New York-born director George A. Romero graduated from Carnegie Mellon University in Pittsburgh in 1960. He was soon directing short films and ads. He even directed the famous bit from Mister Rogers’ Neighborhood in which Mister Rogers got his tonsils out.

Writer John A. Russo went to West Virginia University, but met Romero through a mutual friend. After two years in the U.S. Army, Russo returned and joined Romero and actor/producer Russell Streiner in the filmmaking collective The Latent Image. After working together for a while, the trio decided to do a horror film and, with the addition of other talent, created production company Image Ten.

Russo was working on a story that involved kids, a graveyard, and aliens with a taste for human flesh. He says, “George came in about that time with about 30 pages of a story that had a man and his sister putting a wreath on their father’s grave when they get attacked. It was in essence what became the beginning of NOLD.” Russo pointed out that it could be the dead attacking the girl, and Romero was amenable. When it came to the idea of motive, Russo had that covered: “So I said, “Why don’t we use my flesh-eating idea?” So that’s how they became dead people after human flesh.”

Judith O'Dea
Judith O’Dea played Barbara in Night of the Living Dead. (Wikimedia Commons)

The ten members of Image Ten each invested $600 into the film; they would eventually raise $114,000 for the budget. Filming commenced in June of 1967. For the role of the female lead, Barbara, Romero and company cast Judith O’Dea. She came to the project through Karl Hardman, the Image Ten member that would take the role of Harry Copper. O’Dea says, “It was Karl who called me back from Hollywood where I’d moved in 1966 hoping to break into film and TV. ‘How would you like to audition for a horror film George Romero and a bunch of us want to make?’ he said. With no second thoughts, I jumped on the first plane home, and, as they say, the rest is history.”

Duane Jones
The hero of Night of the Living Dead, Ben, played by Duane Jones. (Wikimedia Commons)

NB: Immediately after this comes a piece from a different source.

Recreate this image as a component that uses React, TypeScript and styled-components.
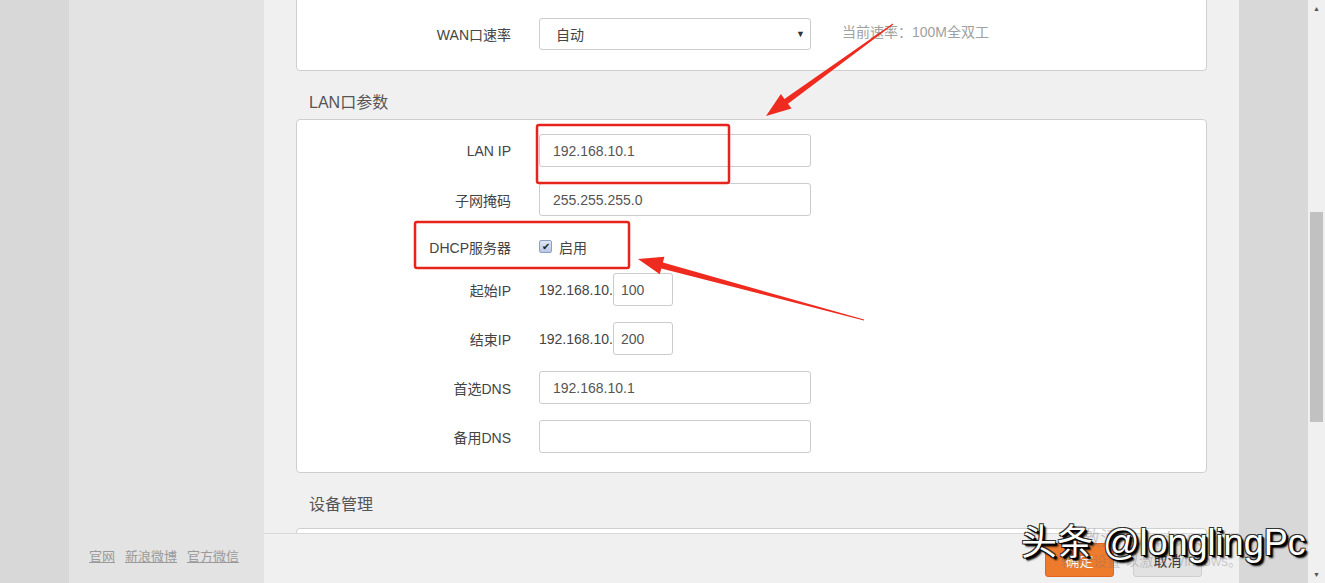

Duane Jones played the male lead, Ben. Jones had attended the Sorbonne and also studied acting in New York. While Romero would later say he simply cast the best actor for the part, it was a bold move in 1967 to cast a black man as the lead; that was a first for an American horror film. Perhaps more remarkably, screenwriter Russo and director Romero made no fundamental alterations to the script or story to reflect the fact that Ben was an African-American protagonist; he shows up acting heroically from the start, with no direct comment on his appearance occurring at any point in the film.

The film opens with O’Dea’s character, Barbara, and Streiner’s character, Johnny, visiting their father’s grave out in the country. After Johnny attempts to unnerve his sister with the famous line, “They’re coming to get you, Barbara,” the pair are attacked by the first of many zombies to come. That remains one of O’Dea’s most memorable moments from filming. She says, “One of my indelible memories of our movie making is how truly frightened I became while being attacked and chased by our #1 ghoul, Bill Hinzman. He set the bar for the decades of zombies to come.”

Dead in a field
The dead approach the farmhouse in Night of the Living Dead. (Wikimedia Commons)

From there, the film plunges into a nightmare scenario of the newly dead rising from the grave in search of humans to consume. A group of survivors holes up in a farmhouse under siege by the living dead. The tension inside escalates along with the danger from the outside.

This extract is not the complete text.